RAW DATA ▸
-=-=-

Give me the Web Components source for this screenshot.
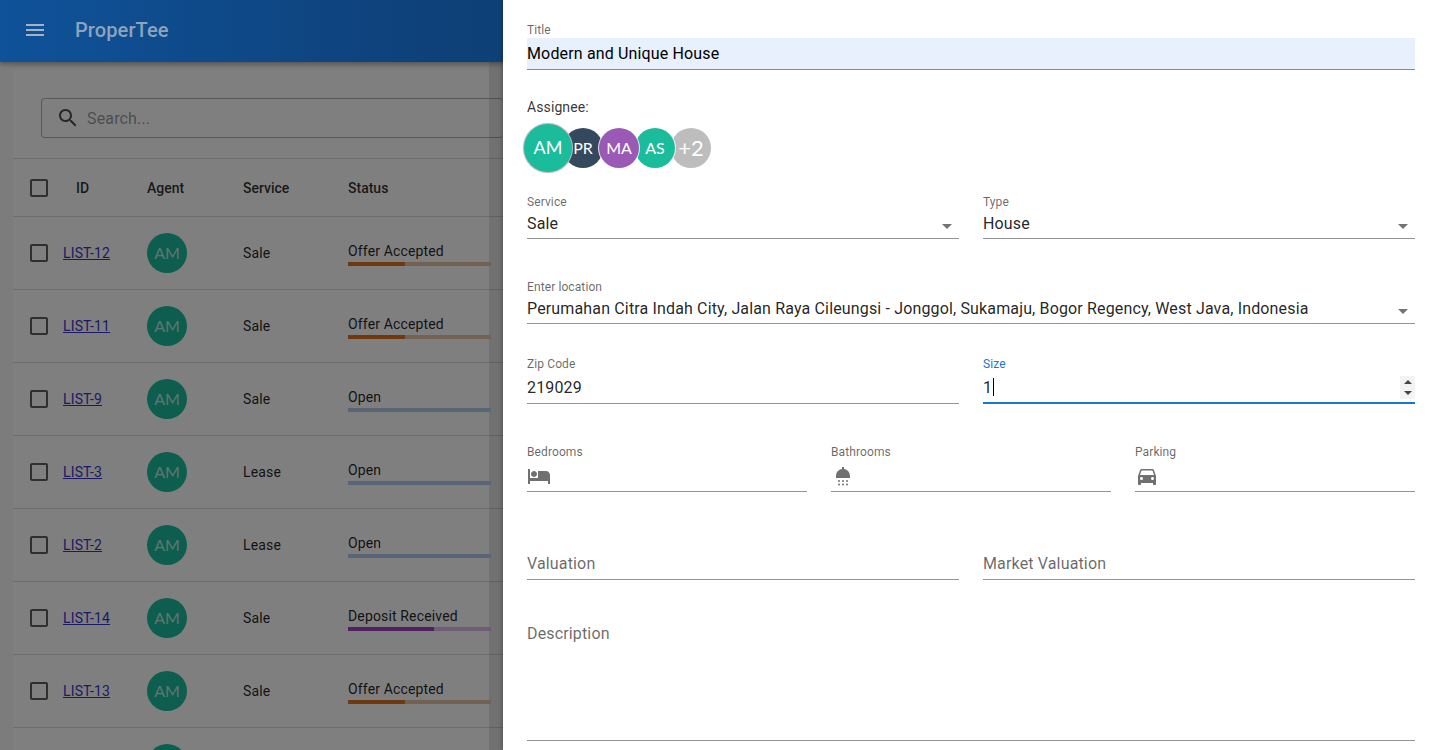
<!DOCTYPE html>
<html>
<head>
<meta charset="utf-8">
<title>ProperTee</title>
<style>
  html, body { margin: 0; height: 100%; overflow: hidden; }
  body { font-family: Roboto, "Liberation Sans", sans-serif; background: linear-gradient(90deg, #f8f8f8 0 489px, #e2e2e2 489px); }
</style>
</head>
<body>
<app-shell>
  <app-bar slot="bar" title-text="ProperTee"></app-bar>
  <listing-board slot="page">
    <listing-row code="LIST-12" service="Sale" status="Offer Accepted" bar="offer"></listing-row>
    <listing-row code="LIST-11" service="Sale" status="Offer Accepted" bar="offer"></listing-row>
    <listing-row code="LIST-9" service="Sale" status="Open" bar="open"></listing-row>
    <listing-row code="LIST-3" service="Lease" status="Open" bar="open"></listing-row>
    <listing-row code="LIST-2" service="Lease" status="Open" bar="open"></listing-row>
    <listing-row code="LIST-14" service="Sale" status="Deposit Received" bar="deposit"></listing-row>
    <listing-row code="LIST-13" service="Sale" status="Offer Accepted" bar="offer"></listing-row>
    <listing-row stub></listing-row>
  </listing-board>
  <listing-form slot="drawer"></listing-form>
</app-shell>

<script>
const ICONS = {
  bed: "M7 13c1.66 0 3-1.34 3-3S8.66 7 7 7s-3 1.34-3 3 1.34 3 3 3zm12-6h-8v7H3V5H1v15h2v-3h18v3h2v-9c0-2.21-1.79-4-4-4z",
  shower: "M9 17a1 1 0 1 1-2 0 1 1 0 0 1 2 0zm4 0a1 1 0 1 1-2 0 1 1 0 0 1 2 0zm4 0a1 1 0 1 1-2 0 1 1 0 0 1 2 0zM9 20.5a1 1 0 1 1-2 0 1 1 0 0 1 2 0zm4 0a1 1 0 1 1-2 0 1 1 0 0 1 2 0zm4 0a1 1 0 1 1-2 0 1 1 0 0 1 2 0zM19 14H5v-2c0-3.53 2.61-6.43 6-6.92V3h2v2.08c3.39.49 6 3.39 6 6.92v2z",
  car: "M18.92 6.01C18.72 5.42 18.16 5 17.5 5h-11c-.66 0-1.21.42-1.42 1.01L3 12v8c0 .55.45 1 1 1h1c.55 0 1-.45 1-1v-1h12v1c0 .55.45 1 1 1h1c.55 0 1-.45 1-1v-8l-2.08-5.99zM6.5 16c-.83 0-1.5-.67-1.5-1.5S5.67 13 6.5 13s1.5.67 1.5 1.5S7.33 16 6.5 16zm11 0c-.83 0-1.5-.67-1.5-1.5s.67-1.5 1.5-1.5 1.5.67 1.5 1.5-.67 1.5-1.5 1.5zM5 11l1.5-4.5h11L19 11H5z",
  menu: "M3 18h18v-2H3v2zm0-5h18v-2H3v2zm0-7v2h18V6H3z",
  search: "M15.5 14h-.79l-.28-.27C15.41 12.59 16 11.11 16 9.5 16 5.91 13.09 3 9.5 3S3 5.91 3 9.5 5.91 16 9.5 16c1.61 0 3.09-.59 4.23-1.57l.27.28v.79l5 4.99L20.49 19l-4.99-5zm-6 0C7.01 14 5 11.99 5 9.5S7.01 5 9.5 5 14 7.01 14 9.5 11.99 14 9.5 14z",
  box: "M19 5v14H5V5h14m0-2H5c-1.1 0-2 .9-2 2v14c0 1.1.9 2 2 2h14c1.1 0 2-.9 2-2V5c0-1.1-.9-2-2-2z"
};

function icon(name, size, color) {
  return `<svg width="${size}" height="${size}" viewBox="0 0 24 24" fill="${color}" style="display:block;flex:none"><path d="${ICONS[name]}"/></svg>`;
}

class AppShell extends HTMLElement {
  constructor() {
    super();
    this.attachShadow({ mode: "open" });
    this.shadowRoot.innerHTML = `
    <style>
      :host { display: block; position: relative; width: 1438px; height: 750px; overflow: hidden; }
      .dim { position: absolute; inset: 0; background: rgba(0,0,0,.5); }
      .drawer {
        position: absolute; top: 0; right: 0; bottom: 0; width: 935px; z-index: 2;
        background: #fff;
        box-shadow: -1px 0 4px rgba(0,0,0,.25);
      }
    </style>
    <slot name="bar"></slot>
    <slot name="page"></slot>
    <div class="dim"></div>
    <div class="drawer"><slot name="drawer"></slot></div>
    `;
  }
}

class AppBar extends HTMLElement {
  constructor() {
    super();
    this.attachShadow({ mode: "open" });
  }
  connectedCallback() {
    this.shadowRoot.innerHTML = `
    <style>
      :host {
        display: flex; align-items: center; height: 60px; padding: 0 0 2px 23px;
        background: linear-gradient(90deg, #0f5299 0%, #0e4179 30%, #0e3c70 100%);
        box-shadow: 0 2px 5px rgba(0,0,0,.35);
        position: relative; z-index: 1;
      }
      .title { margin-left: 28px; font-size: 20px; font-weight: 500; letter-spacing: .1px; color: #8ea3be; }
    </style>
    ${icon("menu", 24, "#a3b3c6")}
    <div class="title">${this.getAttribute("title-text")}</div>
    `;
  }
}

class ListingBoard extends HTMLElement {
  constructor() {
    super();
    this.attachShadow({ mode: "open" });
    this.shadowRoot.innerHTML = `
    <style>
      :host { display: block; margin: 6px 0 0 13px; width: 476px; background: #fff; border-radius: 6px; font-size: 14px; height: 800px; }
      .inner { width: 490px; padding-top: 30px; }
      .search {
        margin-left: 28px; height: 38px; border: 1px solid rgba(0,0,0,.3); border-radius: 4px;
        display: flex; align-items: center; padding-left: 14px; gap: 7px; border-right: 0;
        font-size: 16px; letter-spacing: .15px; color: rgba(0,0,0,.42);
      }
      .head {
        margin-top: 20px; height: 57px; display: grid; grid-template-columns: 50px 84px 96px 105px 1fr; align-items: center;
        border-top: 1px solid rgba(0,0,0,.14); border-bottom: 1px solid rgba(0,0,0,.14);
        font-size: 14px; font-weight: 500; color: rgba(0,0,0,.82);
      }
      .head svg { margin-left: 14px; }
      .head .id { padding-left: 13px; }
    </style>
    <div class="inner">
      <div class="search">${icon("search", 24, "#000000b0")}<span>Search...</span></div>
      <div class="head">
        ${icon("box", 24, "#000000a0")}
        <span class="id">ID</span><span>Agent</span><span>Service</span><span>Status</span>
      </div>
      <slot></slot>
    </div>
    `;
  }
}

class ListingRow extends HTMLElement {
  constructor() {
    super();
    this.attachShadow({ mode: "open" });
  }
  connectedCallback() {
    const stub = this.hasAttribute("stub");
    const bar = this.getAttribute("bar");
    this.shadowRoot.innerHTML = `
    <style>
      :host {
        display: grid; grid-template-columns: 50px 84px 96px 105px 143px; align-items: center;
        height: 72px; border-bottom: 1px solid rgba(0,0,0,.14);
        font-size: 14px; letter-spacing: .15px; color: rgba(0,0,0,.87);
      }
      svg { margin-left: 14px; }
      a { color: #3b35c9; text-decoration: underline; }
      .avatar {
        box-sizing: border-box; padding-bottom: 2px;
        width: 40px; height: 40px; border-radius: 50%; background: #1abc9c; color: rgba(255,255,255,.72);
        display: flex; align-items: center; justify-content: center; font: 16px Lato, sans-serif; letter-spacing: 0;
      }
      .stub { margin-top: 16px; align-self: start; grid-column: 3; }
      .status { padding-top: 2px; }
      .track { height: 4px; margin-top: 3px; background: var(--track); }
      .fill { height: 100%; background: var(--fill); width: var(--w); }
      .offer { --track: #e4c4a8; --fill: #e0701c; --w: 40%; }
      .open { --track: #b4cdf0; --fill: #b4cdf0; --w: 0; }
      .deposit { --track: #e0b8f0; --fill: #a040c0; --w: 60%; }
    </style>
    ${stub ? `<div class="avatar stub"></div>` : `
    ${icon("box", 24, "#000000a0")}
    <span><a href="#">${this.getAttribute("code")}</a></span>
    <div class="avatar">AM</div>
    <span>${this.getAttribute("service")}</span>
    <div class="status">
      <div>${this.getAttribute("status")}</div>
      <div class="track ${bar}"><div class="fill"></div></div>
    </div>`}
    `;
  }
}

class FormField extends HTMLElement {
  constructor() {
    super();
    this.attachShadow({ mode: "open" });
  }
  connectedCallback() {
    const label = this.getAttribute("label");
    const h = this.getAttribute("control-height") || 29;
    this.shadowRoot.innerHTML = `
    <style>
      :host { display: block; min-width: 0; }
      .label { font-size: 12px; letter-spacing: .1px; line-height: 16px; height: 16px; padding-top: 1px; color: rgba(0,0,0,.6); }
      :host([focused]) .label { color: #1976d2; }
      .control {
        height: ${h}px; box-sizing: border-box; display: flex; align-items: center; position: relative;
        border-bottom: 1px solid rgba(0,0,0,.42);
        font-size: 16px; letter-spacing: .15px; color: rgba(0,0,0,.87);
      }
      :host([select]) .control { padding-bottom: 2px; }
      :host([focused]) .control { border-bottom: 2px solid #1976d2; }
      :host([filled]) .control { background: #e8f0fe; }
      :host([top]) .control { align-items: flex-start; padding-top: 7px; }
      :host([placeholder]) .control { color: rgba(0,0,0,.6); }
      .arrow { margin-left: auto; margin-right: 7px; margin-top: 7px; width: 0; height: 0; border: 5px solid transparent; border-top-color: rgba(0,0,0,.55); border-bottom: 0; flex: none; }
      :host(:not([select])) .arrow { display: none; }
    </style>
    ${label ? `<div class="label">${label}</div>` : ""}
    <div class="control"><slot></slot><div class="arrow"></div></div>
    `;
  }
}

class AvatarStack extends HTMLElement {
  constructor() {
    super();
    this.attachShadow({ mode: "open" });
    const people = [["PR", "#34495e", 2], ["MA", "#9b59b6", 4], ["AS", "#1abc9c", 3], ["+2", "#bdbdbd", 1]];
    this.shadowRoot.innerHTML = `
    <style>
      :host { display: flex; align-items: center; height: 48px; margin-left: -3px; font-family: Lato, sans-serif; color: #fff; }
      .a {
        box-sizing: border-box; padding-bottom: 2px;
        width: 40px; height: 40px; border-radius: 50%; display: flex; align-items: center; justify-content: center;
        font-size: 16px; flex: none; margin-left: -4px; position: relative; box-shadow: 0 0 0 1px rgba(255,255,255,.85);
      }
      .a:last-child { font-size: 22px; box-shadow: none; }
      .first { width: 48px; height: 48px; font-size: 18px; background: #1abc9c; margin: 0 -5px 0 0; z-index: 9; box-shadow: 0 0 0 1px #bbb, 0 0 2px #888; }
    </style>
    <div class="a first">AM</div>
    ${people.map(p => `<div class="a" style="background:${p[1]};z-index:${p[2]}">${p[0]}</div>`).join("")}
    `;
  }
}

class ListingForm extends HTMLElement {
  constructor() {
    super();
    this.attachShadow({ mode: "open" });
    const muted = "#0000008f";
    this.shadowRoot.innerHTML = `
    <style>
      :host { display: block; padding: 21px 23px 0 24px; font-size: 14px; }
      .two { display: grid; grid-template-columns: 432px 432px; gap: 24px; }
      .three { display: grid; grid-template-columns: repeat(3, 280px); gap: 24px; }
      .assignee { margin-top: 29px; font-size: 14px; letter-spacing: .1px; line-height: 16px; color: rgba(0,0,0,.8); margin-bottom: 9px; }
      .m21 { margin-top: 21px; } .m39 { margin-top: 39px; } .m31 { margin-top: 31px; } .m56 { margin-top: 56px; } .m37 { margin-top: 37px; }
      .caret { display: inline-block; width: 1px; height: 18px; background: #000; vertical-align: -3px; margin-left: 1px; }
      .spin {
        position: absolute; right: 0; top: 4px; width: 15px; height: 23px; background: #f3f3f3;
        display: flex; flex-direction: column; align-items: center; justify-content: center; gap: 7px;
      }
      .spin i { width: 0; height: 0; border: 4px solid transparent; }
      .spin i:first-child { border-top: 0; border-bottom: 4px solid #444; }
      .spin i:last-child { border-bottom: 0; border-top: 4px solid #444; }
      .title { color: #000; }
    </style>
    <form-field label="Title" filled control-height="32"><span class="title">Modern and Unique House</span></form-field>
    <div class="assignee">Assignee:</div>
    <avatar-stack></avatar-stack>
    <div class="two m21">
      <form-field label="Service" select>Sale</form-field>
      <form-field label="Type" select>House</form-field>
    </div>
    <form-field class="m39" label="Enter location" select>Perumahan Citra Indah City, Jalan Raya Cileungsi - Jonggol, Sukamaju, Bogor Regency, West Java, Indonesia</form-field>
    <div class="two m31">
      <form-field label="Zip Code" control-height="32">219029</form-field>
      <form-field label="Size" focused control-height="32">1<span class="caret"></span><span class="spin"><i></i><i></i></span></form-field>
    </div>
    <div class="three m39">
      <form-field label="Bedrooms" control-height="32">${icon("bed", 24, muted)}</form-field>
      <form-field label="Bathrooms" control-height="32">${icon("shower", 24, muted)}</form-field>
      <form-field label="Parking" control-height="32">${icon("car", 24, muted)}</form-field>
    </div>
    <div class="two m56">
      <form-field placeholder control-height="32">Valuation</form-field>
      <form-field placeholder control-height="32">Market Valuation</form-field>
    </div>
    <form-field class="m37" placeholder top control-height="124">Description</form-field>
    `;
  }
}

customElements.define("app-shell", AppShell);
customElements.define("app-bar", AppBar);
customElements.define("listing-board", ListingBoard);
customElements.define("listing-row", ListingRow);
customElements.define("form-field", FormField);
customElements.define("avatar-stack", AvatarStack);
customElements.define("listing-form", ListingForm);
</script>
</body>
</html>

-=-=-

TO BE DONE ▸
Repeat, exactly and in full, each line from the start of the data to the line that contains "</app-shell>". Pictures do not go in.

ANSWER IN FULL ▸
Give me the Web Components source for this screenshot.
<!DOCTYPE html>
<html>
<head>
<meta charset="utf-8">
<title>ProperTee</title>
<style>
  html, body { margin: 0; height: 100%; overflow: hidden; }
  body { font-family: Roboto, "Liberation Sans", sans-serif; background: linear-gradient(90deg, #f8f8f8 0 489px, #e2e2e2 489px); }
</style>
</head>
<body>
<app-shell>
  <app-bar slot="bar" title-text="ProperTee"></app-bar>
  <listing-board slot="page">
    <listing-row code="LIST-12" service="Sale" status="Offer Accepted" bar="offer"></listing-row>
    <listing-row code="LIST-11" service="Sale" status="Offer Accepted" bar="offer"></listing-row>
    <listing-row code="LIST-9" service="Sale" status="Open" bar="open"></listing-row>
    <listing-row code="LIST-3" service="Lease" status="Open" bar="open"></listing-row>
    <listing-row code="LIST-2" service="Lease" status="Open" bar="open"></listing-row>
    <listing-row code="LIST-14" service="Sale" status="Deposit Received" bar="deposit"></listing-row>
    <listing-row code="LIST-13" service="Sale" status="Offer Accepted" bar="offer"></listing-row>
    <listing-row stub></listing-row>
  </listing-board>
  <listing-form slot="drawer"></listing-form>
</app-shell>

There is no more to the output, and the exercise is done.